Setting out a new world can involve a lot of exposition. Asking the inhabitants of a climate fiction utopia to volunteer it in private musings or even in conversation with each other can get clunky. People don’t tend to wake up in the morning and think about where their electricity comes from (even if they should), they check their phone and put the kettle on. So if a character in a climate fiction starts the day thinking about how their utilities work this can undermine our belief in the plausibility of the utopia.

Luckily, there’s a tried and tested solution used in literary utopias. Get some sort of guest or visitor in to question what everyone’s up to.

GUEST: Cor it's toasty in here, don't you worry about your gas bill?
UTOPIAN: What? No, no-one's used gas for years, decades now. Here, do you want a cup of tea?
GUEST: Yes please. I suppose it's nuclear?
UTOPIAN: Um, I've got camomile if you want decaff?
GUEST: No the heating, is it nuclear?
UTOPIAN: Er no, it's from the ground source heat pump.

Now you’re seeing why I stick to essays rather than creative writing. Hopefully I’ve not disproved my point that having an outsider prompt the utopians to talk can be a more naturalistic way of imparting information about an imagined society.

5. Think about who is in the future

This is sci-fi. You can imagine anything. So don’t just imagine a slightly different bunch of white blokes (or even white women) running the world, please.

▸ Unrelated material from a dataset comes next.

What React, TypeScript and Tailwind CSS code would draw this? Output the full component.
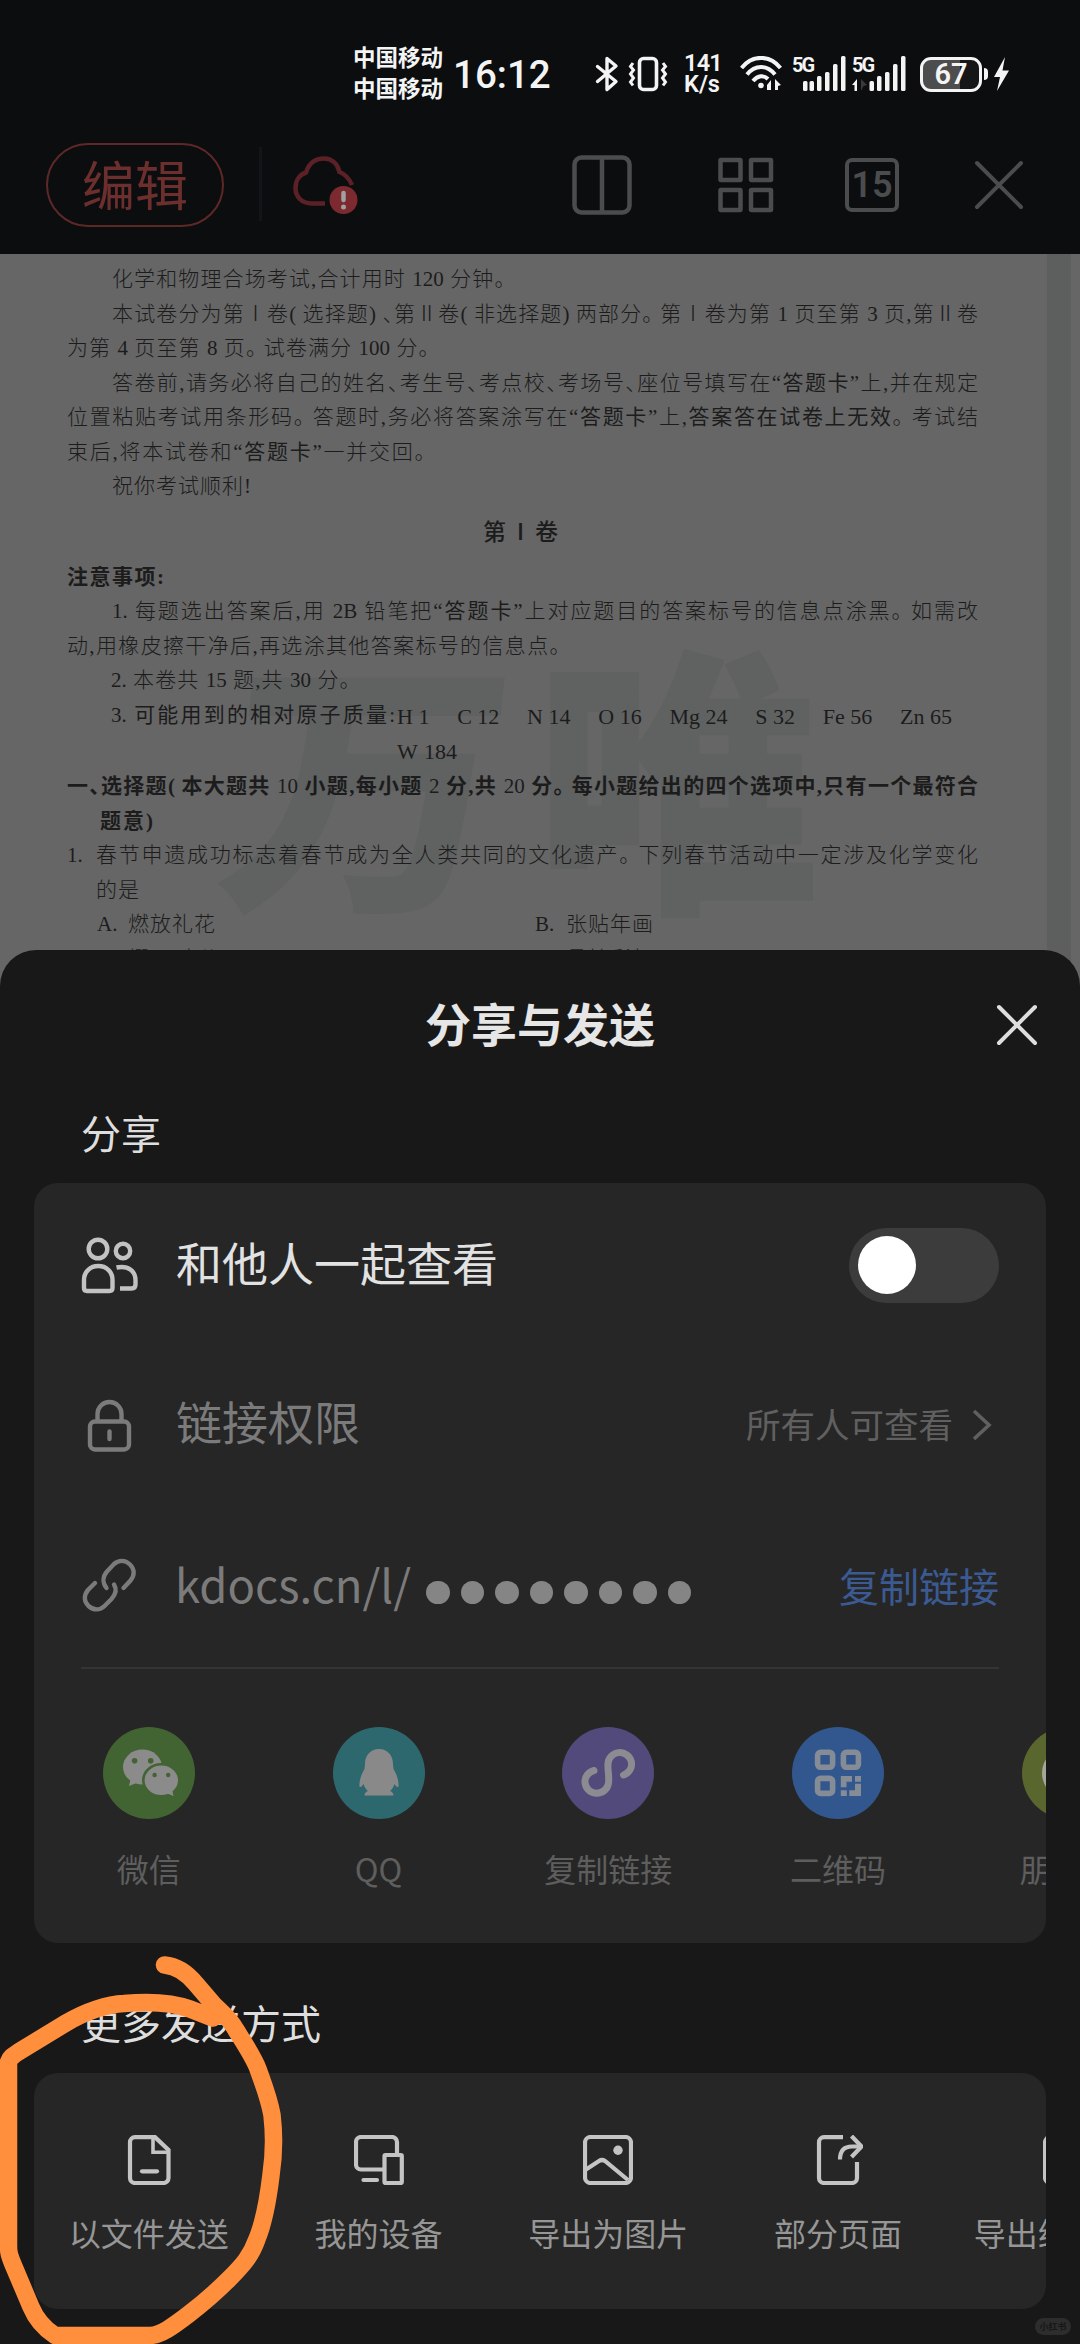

Added value of my five top tips

Here’s an added bonus for you – you can also critique any climate fiction utopias you happen to be reading using the five points above. Ask of the text, does it enable you to imagine a reality that does not currently exist? Is the world it portrays organised according to a system other than consumer capitalism? Does it engage you emotionally and make you re-examine your feelings about the climate emergency? Is it well written? Finally, does it imagine a future that empowers a diverse range of people?

Alrighty, I hope we’re all nicely equipped to go out and change the world through the medium of climate fiction utopias.